start

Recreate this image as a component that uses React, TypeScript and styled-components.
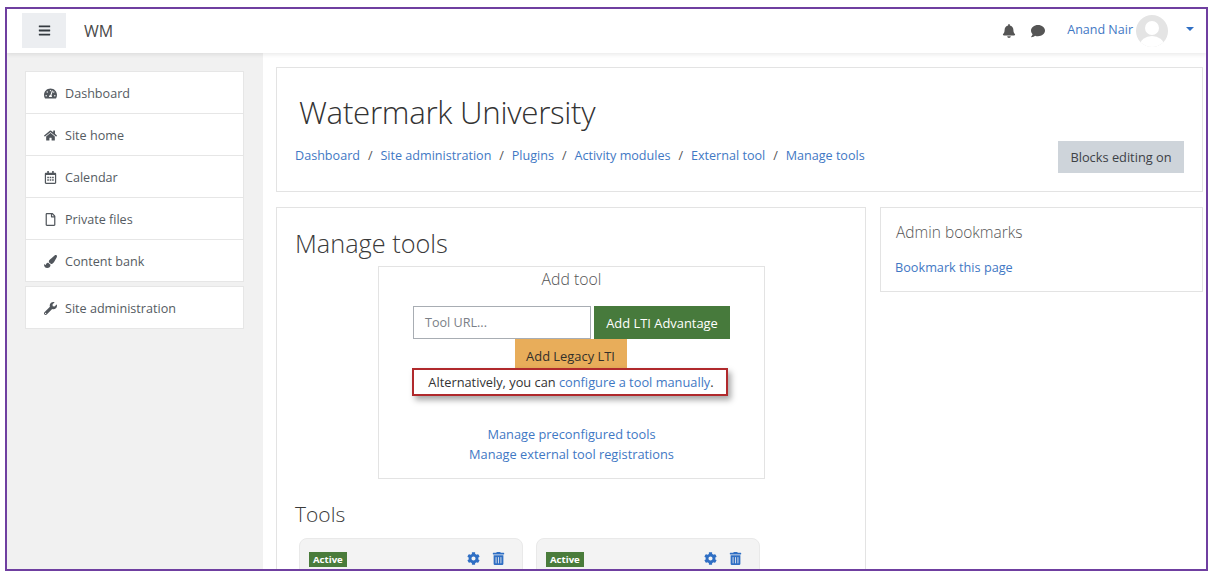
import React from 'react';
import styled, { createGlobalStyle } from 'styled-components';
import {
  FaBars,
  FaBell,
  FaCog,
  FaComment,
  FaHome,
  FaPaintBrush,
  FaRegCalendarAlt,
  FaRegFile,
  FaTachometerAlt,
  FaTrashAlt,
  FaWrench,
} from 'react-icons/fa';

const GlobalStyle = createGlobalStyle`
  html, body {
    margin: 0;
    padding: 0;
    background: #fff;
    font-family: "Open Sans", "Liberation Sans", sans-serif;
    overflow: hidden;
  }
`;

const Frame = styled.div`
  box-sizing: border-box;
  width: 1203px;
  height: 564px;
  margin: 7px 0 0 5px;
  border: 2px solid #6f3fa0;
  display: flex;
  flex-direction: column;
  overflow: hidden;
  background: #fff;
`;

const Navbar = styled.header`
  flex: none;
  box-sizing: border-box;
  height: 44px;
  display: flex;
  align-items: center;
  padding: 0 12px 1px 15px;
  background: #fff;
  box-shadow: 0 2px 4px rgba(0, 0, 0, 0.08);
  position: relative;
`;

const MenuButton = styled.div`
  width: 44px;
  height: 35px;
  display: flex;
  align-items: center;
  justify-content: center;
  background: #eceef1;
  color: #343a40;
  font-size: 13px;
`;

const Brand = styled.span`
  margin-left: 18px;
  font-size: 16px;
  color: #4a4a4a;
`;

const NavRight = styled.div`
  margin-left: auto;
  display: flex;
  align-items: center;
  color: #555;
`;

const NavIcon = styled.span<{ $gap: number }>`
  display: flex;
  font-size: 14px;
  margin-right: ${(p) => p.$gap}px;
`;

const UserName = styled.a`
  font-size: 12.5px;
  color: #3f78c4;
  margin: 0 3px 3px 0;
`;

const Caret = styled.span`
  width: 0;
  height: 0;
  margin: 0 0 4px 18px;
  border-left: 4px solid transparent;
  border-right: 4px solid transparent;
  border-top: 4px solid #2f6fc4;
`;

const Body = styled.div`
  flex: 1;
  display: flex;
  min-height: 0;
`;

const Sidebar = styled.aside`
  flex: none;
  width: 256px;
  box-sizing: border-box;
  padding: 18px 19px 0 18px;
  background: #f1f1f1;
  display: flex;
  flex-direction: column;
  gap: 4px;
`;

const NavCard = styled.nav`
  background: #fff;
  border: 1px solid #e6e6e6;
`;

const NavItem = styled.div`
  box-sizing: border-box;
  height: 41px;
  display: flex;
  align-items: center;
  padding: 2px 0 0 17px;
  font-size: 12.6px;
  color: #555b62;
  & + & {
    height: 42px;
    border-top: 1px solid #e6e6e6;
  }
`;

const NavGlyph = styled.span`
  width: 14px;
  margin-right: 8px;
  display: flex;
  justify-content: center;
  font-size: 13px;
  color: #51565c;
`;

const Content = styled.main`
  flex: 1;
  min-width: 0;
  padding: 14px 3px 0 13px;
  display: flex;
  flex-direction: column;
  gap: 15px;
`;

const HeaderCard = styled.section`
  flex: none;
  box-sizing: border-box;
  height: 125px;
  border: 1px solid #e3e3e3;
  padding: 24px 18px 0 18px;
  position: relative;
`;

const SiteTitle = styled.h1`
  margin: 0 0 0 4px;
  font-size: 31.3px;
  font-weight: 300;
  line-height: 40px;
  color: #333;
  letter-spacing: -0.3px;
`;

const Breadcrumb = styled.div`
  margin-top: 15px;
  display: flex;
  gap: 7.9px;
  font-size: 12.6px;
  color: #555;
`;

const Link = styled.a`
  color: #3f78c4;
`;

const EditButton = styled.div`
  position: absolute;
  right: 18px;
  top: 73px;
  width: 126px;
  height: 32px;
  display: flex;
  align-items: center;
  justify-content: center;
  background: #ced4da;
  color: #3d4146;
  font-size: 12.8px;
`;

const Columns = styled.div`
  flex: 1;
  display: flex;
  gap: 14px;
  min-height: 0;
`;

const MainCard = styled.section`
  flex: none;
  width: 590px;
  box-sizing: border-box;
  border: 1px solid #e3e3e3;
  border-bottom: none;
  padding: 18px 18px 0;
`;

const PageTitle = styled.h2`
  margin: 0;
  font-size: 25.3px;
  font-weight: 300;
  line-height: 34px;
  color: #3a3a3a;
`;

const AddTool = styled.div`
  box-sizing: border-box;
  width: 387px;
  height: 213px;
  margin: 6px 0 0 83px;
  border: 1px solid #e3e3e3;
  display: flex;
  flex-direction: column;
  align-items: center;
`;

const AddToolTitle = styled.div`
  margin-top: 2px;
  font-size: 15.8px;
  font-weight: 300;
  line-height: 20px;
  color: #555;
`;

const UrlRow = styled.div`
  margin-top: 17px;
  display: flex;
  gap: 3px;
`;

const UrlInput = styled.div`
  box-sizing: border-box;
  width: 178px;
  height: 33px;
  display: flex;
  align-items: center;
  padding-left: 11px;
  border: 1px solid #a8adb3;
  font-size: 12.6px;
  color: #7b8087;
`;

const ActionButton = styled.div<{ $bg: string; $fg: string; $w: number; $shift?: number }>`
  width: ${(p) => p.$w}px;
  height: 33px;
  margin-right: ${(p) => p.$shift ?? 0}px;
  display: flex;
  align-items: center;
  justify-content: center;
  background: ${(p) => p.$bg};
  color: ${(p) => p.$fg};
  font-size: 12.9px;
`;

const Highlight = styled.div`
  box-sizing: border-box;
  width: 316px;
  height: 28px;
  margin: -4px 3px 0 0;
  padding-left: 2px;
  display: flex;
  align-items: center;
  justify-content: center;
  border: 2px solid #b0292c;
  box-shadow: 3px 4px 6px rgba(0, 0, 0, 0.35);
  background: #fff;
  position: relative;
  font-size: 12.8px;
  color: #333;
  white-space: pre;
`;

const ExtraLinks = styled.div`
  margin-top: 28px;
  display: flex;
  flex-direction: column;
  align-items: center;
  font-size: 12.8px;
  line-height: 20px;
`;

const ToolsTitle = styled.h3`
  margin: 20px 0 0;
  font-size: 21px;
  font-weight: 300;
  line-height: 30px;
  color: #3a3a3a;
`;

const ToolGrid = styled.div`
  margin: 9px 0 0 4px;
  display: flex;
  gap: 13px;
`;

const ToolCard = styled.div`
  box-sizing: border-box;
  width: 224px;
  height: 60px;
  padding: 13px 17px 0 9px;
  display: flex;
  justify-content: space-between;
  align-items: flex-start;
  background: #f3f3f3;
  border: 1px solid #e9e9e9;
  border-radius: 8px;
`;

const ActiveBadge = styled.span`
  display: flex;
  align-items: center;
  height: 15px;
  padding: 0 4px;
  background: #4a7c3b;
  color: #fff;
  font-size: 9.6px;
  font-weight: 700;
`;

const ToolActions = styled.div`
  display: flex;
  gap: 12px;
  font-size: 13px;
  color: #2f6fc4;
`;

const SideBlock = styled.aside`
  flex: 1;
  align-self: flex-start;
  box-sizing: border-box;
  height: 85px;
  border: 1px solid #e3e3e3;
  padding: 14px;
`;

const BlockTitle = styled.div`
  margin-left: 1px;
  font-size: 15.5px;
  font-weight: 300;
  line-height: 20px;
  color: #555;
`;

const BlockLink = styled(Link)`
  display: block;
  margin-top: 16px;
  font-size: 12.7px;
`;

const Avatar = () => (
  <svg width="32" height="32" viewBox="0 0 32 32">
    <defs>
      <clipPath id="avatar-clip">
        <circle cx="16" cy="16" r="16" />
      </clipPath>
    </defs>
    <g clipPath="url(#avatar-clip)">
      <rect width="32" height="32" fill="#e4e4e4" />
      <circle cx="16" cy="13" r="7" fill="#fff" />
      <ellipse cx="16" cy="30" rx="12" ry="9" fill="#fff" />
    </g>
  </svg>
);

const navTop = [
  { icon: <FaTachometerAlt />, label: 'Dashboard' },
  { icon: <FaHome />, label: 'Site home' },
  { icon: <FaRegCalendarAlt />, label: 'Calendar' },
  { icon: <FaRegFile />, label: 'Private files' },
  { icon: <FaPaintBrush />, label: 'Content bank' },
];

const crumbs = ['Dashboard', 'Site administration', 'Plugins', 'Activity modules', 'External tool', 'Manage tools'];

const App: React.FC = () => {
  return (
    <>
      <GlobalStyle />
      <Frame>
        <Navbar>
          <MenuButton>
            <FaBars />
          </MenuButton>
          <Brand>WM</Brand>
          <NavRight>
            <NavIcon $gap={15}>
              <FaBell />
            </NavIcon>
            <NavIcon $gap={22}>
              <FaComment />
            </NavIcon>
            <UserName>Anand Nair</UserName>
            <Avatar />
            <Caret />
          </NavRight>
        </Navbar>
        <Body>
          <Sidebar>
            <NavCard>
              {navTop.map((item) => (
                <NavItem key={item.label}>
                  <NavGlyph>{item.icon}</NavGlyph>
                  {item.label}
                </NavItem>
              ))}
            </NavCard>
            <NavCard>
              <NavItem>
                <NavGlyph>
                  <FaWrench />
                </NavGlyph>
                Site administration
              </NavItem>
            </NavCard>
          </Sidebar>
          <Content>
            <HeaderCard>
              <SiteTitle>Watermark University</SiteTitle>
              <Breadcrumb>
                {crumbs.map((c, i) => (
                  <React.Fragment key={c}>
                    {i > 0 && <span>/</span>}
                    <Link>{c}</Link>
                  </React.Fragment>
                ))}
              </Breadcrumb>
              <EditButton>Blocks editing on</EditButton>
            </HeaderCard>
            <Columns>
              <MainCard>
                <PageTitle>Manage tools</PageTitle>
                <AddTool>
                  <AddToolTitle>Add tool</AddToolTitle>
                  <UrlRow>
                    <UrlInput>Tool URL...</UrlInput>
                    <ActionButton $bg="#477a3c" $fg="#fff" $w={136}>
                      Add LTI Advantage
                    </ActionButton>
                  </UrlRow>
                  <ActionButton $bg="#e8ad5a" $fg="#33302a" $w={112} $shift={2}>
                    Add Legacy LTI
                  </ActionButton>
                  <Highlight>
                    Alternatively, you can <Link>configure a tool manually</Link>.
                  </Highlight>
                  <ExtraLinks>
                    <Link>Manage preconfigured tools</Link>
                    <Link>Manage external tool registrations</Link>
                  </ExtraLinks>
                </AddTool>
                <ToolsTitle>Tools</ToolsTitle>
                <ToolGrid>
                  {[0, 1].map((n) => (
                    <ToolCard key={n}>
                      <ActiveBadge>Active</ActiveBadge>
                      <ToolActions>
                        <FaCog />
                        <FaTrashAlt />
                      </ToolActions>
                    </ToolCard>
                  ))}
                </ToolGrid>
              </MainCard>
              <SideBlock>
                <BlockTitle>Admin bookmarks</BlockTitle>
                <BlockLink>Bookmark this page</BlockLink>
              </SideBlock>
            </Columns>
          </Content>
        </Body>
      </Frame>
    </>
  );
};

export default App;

end

* Goal: Your answer should be a single number: the count of lines in the listing that contain the word "components".

* Solution for this exercise: 2